# What is required:
Compute how many lines in the entries below contain "this", and output nothing but the number.

# Rows:
======

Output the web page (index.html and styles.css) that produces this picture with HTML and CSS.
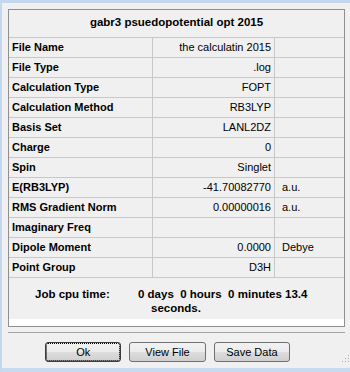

======

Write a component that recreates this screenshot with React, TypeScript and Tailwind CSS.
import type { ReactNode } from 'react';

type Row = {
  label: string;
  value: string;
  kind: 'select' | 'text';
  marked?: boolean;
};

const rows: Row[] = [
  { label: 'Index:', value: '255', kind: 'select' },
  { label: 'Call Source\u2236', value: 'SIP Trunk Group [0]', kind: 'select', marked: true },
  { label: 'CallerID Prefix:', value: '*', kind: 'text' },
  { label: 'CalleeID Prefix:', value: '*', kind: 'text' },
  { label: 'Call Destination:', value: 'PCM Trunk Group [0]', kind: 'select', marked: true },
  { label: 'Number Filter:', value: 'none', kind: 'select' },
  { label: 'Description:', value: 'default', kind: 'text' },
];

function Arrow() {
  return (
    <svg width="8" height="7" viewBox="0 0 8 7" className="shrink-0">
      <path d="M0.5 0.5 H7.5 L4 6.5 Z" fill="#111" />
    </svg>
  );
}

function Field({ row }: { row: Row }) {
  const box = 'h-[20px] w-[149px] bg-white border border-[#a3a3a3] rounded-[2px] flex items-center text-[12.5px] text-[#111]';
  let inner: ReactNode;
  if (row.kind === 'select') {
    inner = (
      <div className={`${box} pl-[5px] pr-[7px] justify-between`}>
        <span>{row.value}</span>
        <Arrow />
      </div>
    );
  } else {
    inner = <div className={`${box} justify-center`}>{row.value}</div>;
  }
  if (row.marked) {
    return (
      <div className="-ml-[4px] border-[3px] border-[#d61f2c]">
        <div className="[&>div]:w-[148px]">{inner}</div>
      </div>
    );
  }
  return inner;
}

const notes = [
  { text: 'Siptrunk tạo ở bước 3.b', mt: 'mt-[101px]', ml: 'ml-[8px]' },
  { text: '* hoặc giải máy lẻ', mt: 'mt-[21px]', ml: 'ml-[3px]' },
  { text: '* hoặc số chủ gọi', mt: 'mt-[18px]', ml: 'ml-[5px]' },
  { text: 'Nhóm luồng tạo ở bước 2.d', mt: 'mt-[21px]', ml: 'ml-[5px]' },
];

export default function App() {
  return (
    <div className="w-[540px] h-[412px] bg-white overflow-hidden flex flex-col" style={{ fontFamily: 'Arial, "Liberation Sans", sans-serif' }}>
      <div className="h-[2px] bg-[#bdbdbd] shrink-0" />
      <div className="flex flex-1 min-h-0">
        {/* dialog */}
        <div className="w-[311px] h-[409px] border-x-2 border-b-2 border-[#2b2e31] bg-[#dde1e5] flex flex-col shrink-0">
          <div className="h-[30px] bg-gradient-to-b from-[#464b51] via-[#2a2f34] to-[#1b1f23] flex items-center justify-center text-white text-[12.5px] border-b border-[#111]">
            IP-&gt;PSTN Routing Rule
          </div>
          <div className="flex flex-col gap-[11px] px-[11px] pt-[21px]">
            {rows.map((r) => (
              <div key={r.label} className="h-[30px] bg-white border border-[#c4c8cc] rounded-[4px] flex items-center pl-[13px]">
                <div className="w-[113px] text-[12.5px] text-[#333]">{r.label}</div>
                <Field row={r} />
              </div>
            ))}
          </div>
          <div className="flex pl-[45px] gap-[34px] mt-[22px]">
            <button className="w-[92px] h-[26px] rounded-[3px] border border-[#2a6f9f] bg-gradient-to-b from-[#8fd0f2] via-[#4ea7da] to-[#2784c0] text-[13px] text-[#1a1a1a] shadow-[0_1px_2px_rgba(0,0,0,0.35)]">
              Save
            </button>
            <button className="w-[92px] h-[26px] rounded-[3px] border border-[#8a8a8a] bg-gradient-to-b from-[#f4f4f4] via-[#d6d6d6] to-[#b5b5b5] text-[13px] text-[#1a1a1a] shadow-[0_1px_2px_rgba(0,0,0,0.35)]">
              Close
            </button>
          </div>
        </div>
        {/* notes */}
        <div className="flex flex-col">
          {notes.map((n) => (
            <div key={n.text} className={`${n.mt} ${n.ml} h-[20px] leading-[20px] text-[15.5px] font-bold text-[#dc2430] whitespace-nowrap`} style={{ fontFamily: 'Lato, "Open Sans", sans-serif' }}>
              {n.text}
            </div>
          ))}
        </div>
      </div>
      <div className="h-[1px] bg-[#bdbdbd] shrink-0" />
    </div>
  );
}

======

# Full solution:
2